The Swiss and Italian business, which falls under the umbrella of the Zurich private bank, made a splash in 2023 with some growth coups. But it now can be seen that the EFG bankers over there have been struggling with outflows.

EFG International’s maneuvers made big waves in the domestic banking sector last year. The Swss-based private bank’s double coup at the prestigious ski resorts of St. Moritz and Gstaad has already become the stuff of legend; the institution successfully recruited the entire existing team from Credit Suisse (CS).

The teams started work at the beginning of the year, which was also celebrated at a welcome event at the Zurich headquarters.

Praise From the Chairman

EFG chairman Alexander Classen recently told finews.ch that EFG CEO Giorgio Pradelli himself and Franco Polloni, the head of the Swiss and Italian markets, were involved in recruiting the CS staff. «Remarkably, we’ve succeeded in recruiting two team heads with great connections in the UHNWI segment,» the chairman said at the time. «One would assume these individuals had received offers from the competition.»

Classen is anticipating great things from the newly hired private bankers. They are expected to contribute around half of the Group’s net new money to the Bank this year. In 2023, this share was even more important. As stated by EFG on Wednesday during the unveiling of the annual results, around 5.1 billion Swiss francs of the 6.2 billion Swiss francs in net new money came from client relationship managers (CRO) who were hired after the start of 2021.

The Problem With the Interest Rate Turnaround

Yet in the Swiss and Italian business, which EFG classes as a single market area, the growth balance was negative.

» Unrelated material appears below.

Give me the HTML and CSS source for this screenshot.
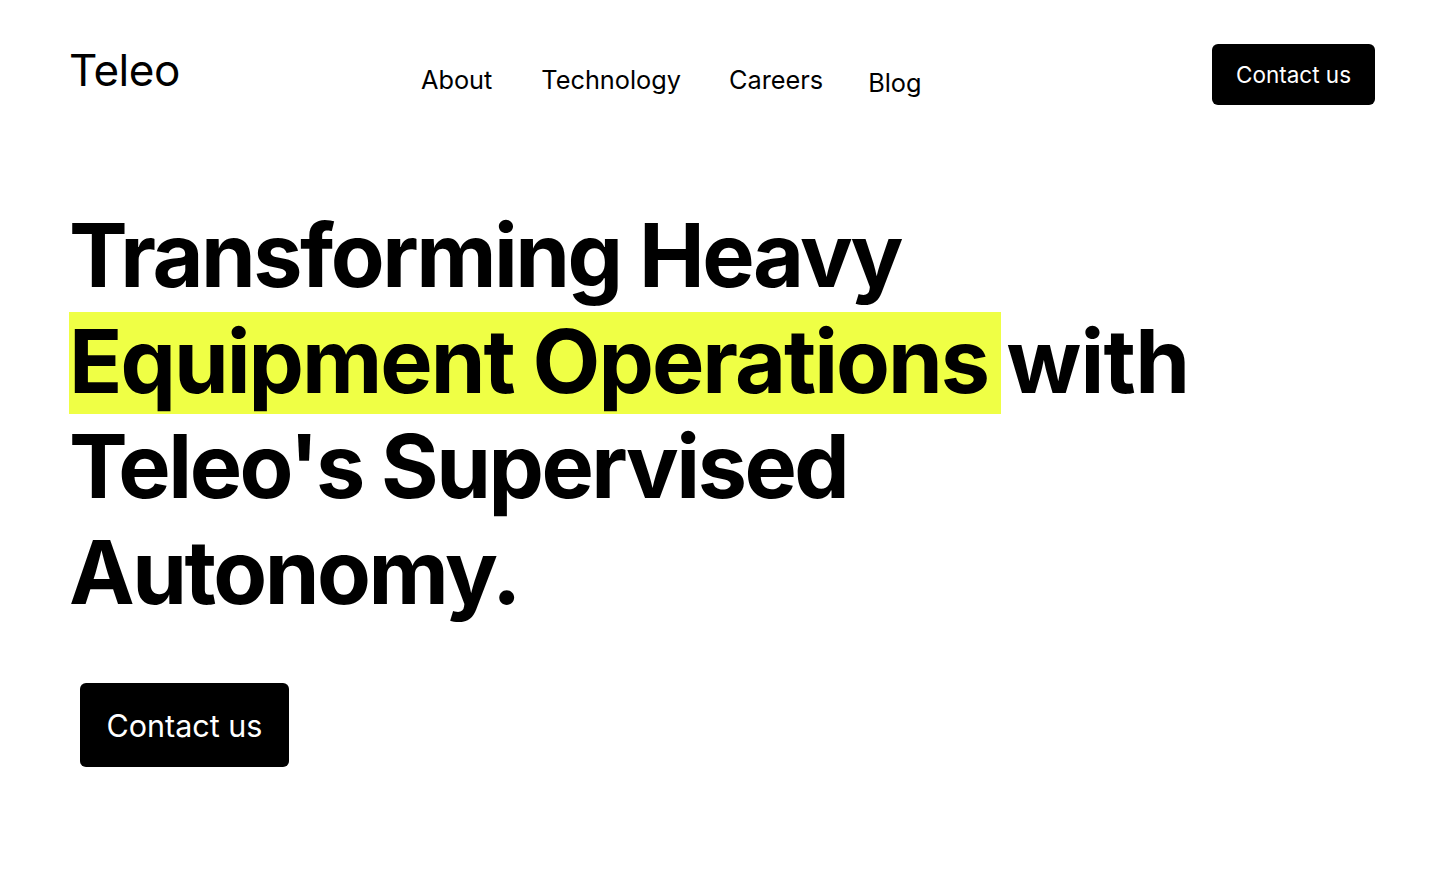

In the region, 3.1 billion Swiss francs in assets flowed out of the bank in 2023. If the Lombard loans are added to clients funds, there was a decrease of 3.7 percent compared with the previous year as a result. Meanwhile, all other regions increased new money last year.

The bank explained this due to the reduction of credit positions and lower risk profile of Swiss and Italian clients; this trend was observed industry-wide in 2023 and is primarily due to the interest rate turnaround. This led to Lombard loans being more expensive, while interest rates on cash products improved. Wealthy private individuals then responded by liquidating their securities accounts and stopped borrowing new money.

At a media conference on Wednesday, the bank’s management told finews.ch that Switzerland and the U.K. are the two «most mature» market regions, i.e. those that have been served the longest. In Switzerland, credit volumes have fallen to a certain degree. The management confirmed the trend: «The Lombard lending process is becoming more complex, and some clients believed it was the right time to exit their exposure.»

Growth Expected in 2024

Switzerland and Italy are naturally in the spotlight at EFG. One is the official home market, the other has become hugely important in the group since Ticino-based bank BSI was snapped up. And EFG boss Pradelli comes from the northern Italian city of Turin. The private bank must therefore strive to push the growth lever forward again here in the months to come.

On Wednesday, the management said all regions could see growth in new funds ranging from 4 to 6 percent. But Switzerland is more to the lower end of this target range.